À une époque où nous avons pris toute la mesure de l’importance de manger localement et de privilégier des circuits courts, et alors que les Québécois regardent plus que jamais les factures d’épicerie en cette période d’inflation, pourquoi ne pas se servir du jardin pour alimenter son année?

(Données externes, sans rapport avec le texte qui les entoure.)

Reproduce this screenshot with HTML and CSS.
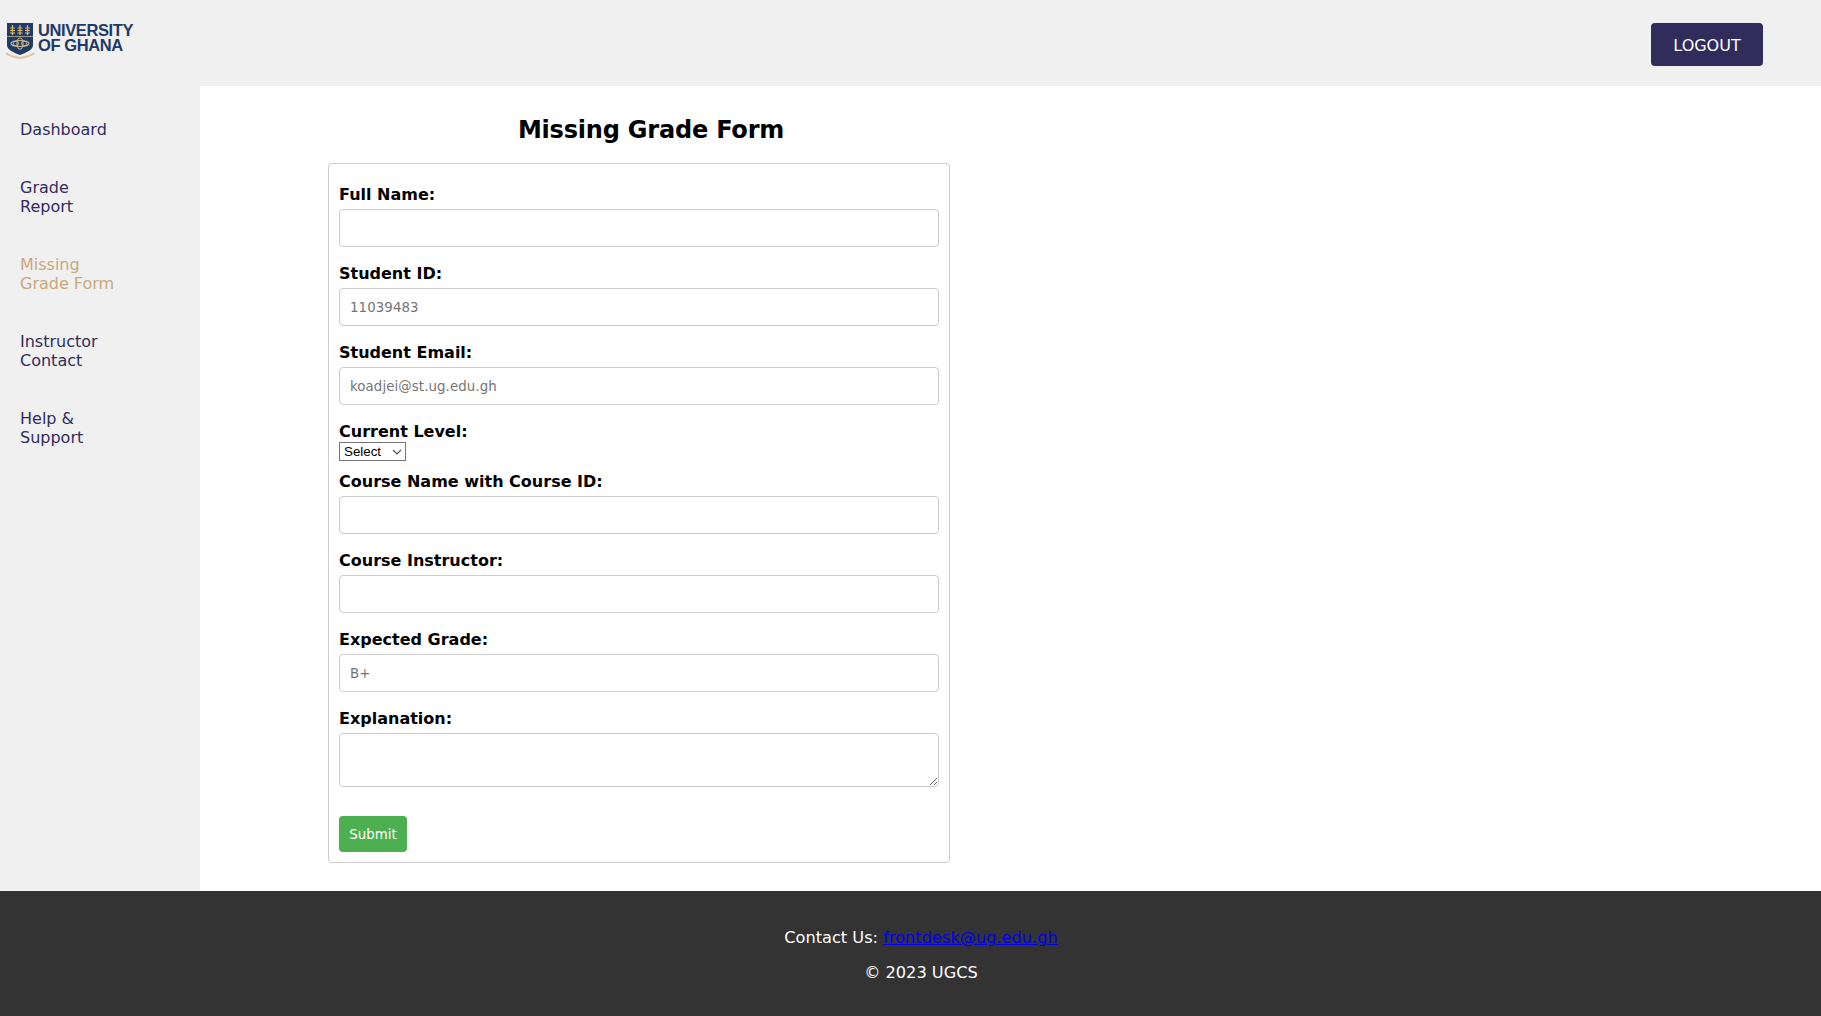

Bien sûr, il y a les concombres, les tomates, les fines herbes et les petits fruits qui sont si agréables à croquer quand ils sont frais. Les récoltes peuvent aussi être transformées en conserves ou en coulis (essayer ces derniers, c’est les adopter!), mais, si on sort des sentiers battus, il est possible de s’approvisionner dans le jardin de bien d’autres façons.
Un jardin qui revient
Ça coûte cher, faire un jardin ou un potager. Il ne faut pas hésiter dans ce cas à «investir à long terme» en privilégiant les vivaces comestibles. De plus, certaines d’entre elles supportent bien l’ombre et sont moins exigeantes que les plantes annuelles potagères. Personnellement, mon rêve, c’est d’avoir dans ma petite cour une plate-bande nourricière qui repousserait toute seule chaque année. Le travail est déjà commencé: sous mon bel if japonais, où se trouvait une vigne à raisins, j’ai planté des feuilles d’oseille, un petit framboisier, un fraisier, un grand cerisier, de la menthe, de la ciboulette, du thym et une rhubarbe qui prend de l’ampleur. On y trouve ainsi différentes hauteurs, couleurs et saveurs qui reviennent plus fortes chaque année depuis trois étés, et ce, sans que j’aie à débourser de nouveau. Pour compléter l’aménagement, je songe cette année à ajouter un camerisier ou un argousier.
Récolter pour l’année
On pense souvent à conserver pour les mois froids les fruits, les légumes et les herbes, mais je me suis mise aussi à faire des provisions de tisanes pour l’année. Vous dire la satisfaction qu’apporte le fait d’ouvrir un pot odorant en plein mois de janvier en sachant qu’il vient de notre potager! J’ai encore dans le garde-manger des pots de feuilles de basilic sacré (ma découverte de l’année!) et de menthe que j’avais simplement fait sécher en bouquets, la tête en bas. Je compte ajouter cette année l’agastache (une autre vivace qui fait de belles fleurs mauves) et des feuilles de framboisier à ma production. Une amie à moi a même préparé l’hiver dernier des mélanges de feuilles qu’elle offrait dans de jolis pots à ses proches pour les Fêtes: des cadeaux faits de A à Z par elle!
Sinon, je continue à expérimenter en m’inspirant des aliments québécois. L’automne dernier, à la suite de l’écriture de ce texte, j’ai planté des rhizomes de gingembre québécois en pot que je transférerai au jardin. Même chose pour l’ail, qui peut passer l’hiver sous terre. Les caïeux d’ail du Québec plantés au potager devraient se multiplier. J’ai hâte de voir le résultat!
Une toile à inventer
Un potager ou un jardin à inventer ou à réinventer est comme un canevas vierge et on est l’artiste. Pour s’inspirer, on a le choix: de plus en plus d’entreprises d’ici proposent des semences ancestrales ou adaptées à notre climat et qui sortent des variétés habituelles. C’est le cas entre autres du Nutritionniste urbain et d’Akène. Les ouvrages sont aussi nombreux. De la cour au jardin, un nouveau livre publié chez Écosociété, aide à «Transformer son terrain en aménagement écologique et comestible»; Albert Mondor a quant à lui publié de nombreux ouvrages dont Les plates-bandes gourmandes, l’aménagement paysager comestible et Le nouveau potager, où il est question de jardin comestible. Pour les débutants, Le petit Guide illustré du potager par le Nutritionniste urbain est toujours pratique.
Il ne faut pas avoir peur d’expérimenter: même si on réussit à obtenir seulement quelques feuilles de tisane, une tomate juteuse ou un morceau de gingembre, quand ça vient de notre jardin, c’est toujours tellement meilleur!